In his Autumn Statement speech today, chancellor George Osborne announced he is cutting the annual pension tax relief from £50,000 to £40,000.

He said: "From 2014 to 2015 lifetime pension relief allowance will to fall from £1.5m to £1.25m.

"The basic state pension will rise by 2.5% next year to £110.15 a week."

Osborne added: "In cutting tax relief we are showing ways to reduce deficit and as we are all in this together turning back now would be a disaster."

Peter Maher, director and head of financial services at accountancy firm, Smith and Williamson told HR magazine: "The cutting in pension relief to £40,000 is not a good idea, and strikes of short-termism.

"It would've been a better idea to leave it at £50,000 and then reduce tax rates to 30% or 40%. Taking into consideration that the earners he will be hitting will already be paying over 50% of tax then I believe that is probably enough."

Maher added: "Most people will see this as positive news at it will only affect about 5% of the population and I suppose if they are going to reduce it from £50,000, it's a good idea the Government has gone the full way."

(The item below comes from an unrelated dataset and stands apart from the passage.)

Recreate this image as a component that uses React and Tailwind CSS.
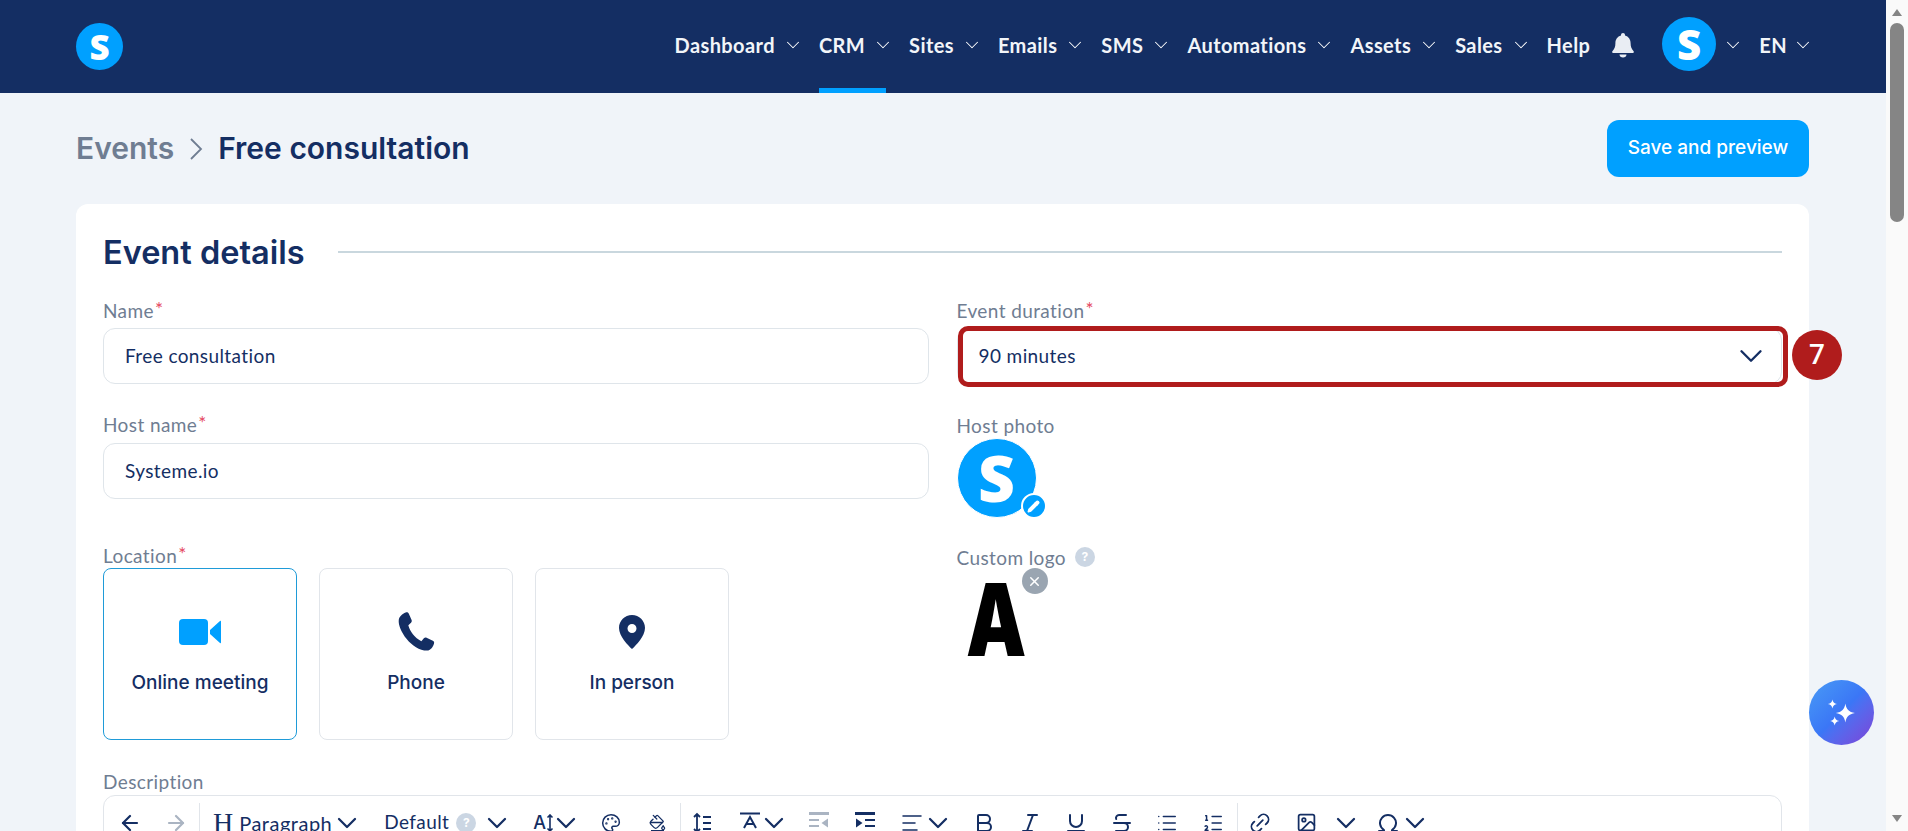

Alison Fleming, head of pensions at PwC in Scotland, said cuts would be "another nail in the coffin for defined benefit pension schemes", adding: "It's not just higher earners who will be impacted - this is likely to adversely affect all employees.

"With recent uncertainty over the tax regime and other features such as auto-enrolment currently being implemented, business and employees alike need a sustained period of minimal changes to the pensions regime."

Jamie Fiveash, head of customer Solutions at B&CE, said the move was disappointing. "It is concerning the Government continues to tinker with pensions at what is a crucial time for pension saving in the UK. With initiatives such as automatic-enrolment beginning in earnest it is vital that pensions are seen to be attractive savings vehicles as we attempt to tackle the huge projected UK shortfall in retirement saving. Therefore the Government should support pension saving wherever possible.”

Kevin Green, chief executive, Recruitment and Employment Confederation (REC), said: "In a lot of ways it hasn't been thought through, not many people care about high earners but if you start to drag in the 'so called' squeezed middle then people will start to worry about these cuts."